Par contre, pour ce qui est de la Pologne, le pays balte semble pouvoir désormais bénéficier de la présence militaire américaine pour atteindre ses objectifs stratégiques. Mais sera-t-il plus en sécurité si les désaccords se multiplient au sein de l’OTAN ? D’autant plus qu’on ne sait pas encore comment les frais de défense seront partagés entre Washington et Varsovie : les deux pays devront encore signer leur traité sur la coopération de défense. Sans parler des difficultés sur les plans des finances et des infrastructures que pourront rencontrer des pays d’Europe de l’Est dans l’hypothèse où ils accepteraient la présence militaire américaine sur leurs sols. Le stationnement des Américains en Pologne coûtera la fortune à ce pays d’Europe de l’est.
La présence des forces américaines en Europe de l’Est constitue-t-elle une stratégie de dissuasion à l’égard de la Russie ? La perspective sera difficile à réaliser. Le redéploiement de forces engagerait d’importantes dépenses et susciterait des mécontentements au sein de l’OTAN, alors que les relations entre la Russie et organisation militaire sont pour l’heure stables.

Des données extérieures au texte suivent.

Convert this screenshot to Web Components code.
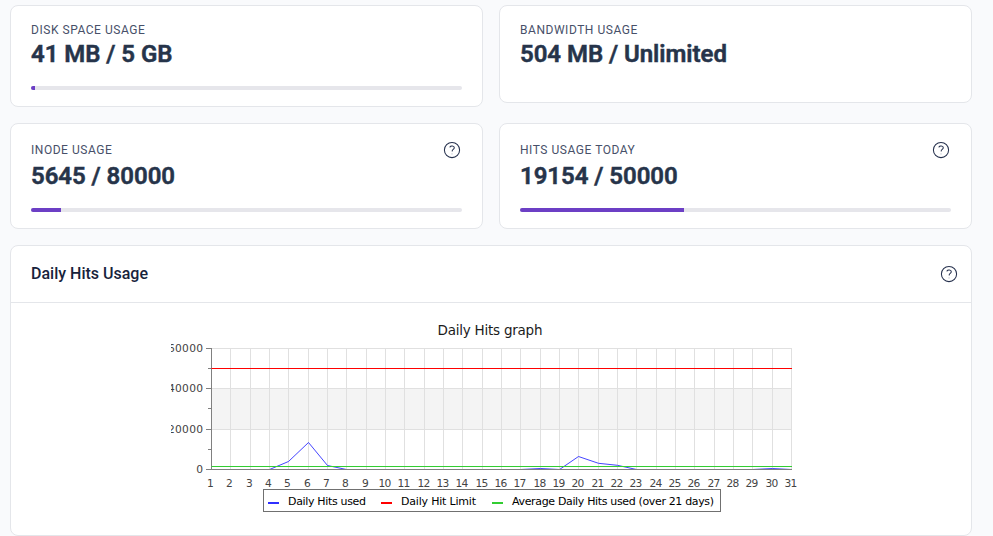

Pour Heather Conley, chercheur au Centre d’études des questions stratégiques et internationales, les Etats-Unis sont en train de commettre un « suicide stratégique », en n’ayant plus la confiance en leurs alliés et en créant des conditions de l’affaiblissement de l’OTAN. Il est vrai qu’on peut casser la chaîne d’un seul coup, mais la plus difficile reste son rétablissement. Combien coûtera la facture de la restauration du partenariat transatlantique ? Et visiblement, la Maison Blanche ne pense pas à ce calcul.